Issues are classified by severity: Critical (blocks release, must fix), Important (degrades quality, should fix before phase completes), and Minor (style, optimization, noted but does not block).
Debugger Agent
The Debugger agent enforces one iron law: no fixes without root cause investigation first. When a task is marked as blocked ([!] status), the Debugger follows four phases in strict order.
- Investigate — Read the error, reproduce it, trace the data flow from input to failure point, document findings. No code changes allowed in this phase. If you are tempted to make a "quick fix," stop.
- Analyze — Find similar working code, list differences between working and failing cases, check assumptions, narrow to the smallest change that breaks. Language-specific debugging techniques are applied: async stack traces for Node.js, race detector for Go, sanitizers for C/C++,
RUST_BACKTRACE=1for Rust. - Hypothesize — Form a single hypothesis, predict the outcome if correct, run the smallest possible test. If wrong, return to Analyze. Do not try another random fix.
- Implement — Write the regression test first (fails before fix, passes after), implement the minimal fix addressing root cause only, run the full test suite, document the root cause.
The Debugger also includes a performance debugging path for latency regressions and memory growth: profile before guessing, compare against baseline, target the hot path, and benchmark before optimizing. The anti-pattern list is explicit: no optimizing without profiling data, no optimizing code that is not on the hot path, no micro-optimizing when the bottleneck is I/O.
RCA Agent
The Root Cause Analysis agent extends the Debugger for bug tracks — production bugs, Jira incidents, and distributed system failures. It draws from Google SRE postmortem culture and adds practices the Debugger does not cover: blast radius analysis, SLO impact quantification, detection lag assessment, differential analysis, 5 Whys causal chains, and formal hypothesis tracking with evidence tables.
| # | Hypothesis | Test | Prediction | Actual | Result |
|---|-----------------------------------|------------------|-----------------|--------------|-------------|
| 1 | Cache returns stale data at TTL=0 | Unit test TTL=0 | Returns stale | Returns stale| Confirmed |
| 2 | Race in session invalidation | Concurrent test | Intermittent 401| Consistent | Eliminated |
The RCA agent classifies every confirmed root cause: logic error, race condition, data corruption, config error, dependency issue, missing validation, state management, or resource exhaustion. Prevention items are categorized into detection improvements, process improvements, code improvements, and architecture improvements. Every claim must cite file:line — no hand-waving allowed.

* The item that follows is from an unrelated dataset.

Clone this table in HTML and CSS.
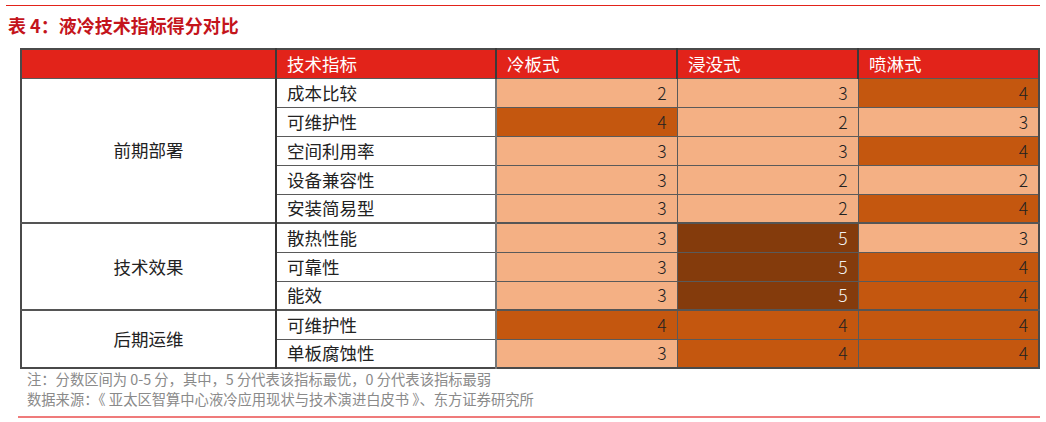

Failed hypotheses are documented because they narrow the search space. After three failed cycles, the agent escalates rather than continuing to guess.
Ops Agent
The Ops agent brings a production-safety mindset to deployment and incident management. Its iron law: never recommend a deployment without a rollback plan. It activates during /draft:deploy-checklist, /draft:incident-response, and /draft:standup.
The Ops agent enforces six principles: production-first thinking (every change is guilty until proven safe), blast-radius awareness (map dependencies before acting), rollback readiness (every deployment has a rollback plan), communicate early (stakeholders hear from you, not from customers), severity over speed (declare higher severity and downgrade), and blameless culture (focus on systems, not individuals).
Its severity classification system (SEV1 through SEV4) provides clear escalation criteria and response times. Rollback triggers are explicit: error rate exceeds 2x baseline, p95 latency exceeds 3x baseline, data corruption detected, or deployment stuck in partial state for more than 10 minutes.
Writer Agent
The Writer agent handles technical documentation generation with audience-aware principles. Its iron law: write for the reader, not the writer. It activates during /draft:documentation across four modes: readme, runbook, api, and onboarding.
The Writer agent follows six principles: audience first (identify the reader before writing), progressive disclosure (lead with essentials, add detail later), link don't duplicate (reference existing docs instead of copying), maintain don't create (every doc needs an owner and update trigger), examples over explanations (working code communicates more than prose), and scannable structure (headers, tables, code blocks over walls of text).
It adapts tone and detail level based on four audience profiles: new team members need step-by-step orientation, experienced developers need concise reference material, operators need action-oriented runbooks, and external integrators need complete API documentation with examples.
How Agents Activate
Agents are not invoked directly. They are activated automatically by the skill that needs them:
| Command | Activates | Purpose |
|--------------------------|--------------------------|---------------------------------------------|
| /draft:decompose | Architect | Module decomposition and dependency analysis |
| /draft:implement | Architect (if arch mode) | Story writing, skeletons before coding |
| /draft:implement | Debugger | When a task is marked [!] Blocked |
| /draft:debug | Debugger | Structured debugging workflow |
| /draft:review | Reviewer | Three-stage review at phase boundaries |
| /draft:quick-review | Reviewer | Lightweight 4-dimension code review |
| /draft:new-track | Planner | Spec and plan creation |
| /draft:new-track | RCA | Bug track investigation structure |
| /draft:deploy-checklist | Ops | Pre-deployment verification and rollback |
| /draft:incident-response | Ops | Incident triage, communication, postmortem |
| /draft:standup | Ops | Standup summary from git history |
| /draft:documentation | Writer | Technical docs: readme, runbook, api, onboard|
The activation is seamless. When /draft:implement encounters a blocked task, it loads the Debugger protocol and follows the four phases. When /draft:review runs at a phase boundary, it loads the Reviewer protocol and executes all three stages. The developer does not need to know which agent is active — they see the structured output.
Agents do not replace human judgment. They structure AI behavior so that judgment happens at the right moments. The Architect presents module boundaries for approval. The Planner presents specs for review. The Reviewer flags issues for human decision. Every agent has escalation procedures for when it cannot resolve ambiguity — it documents what it knows, lists what is unclear, and asks. It does not guess.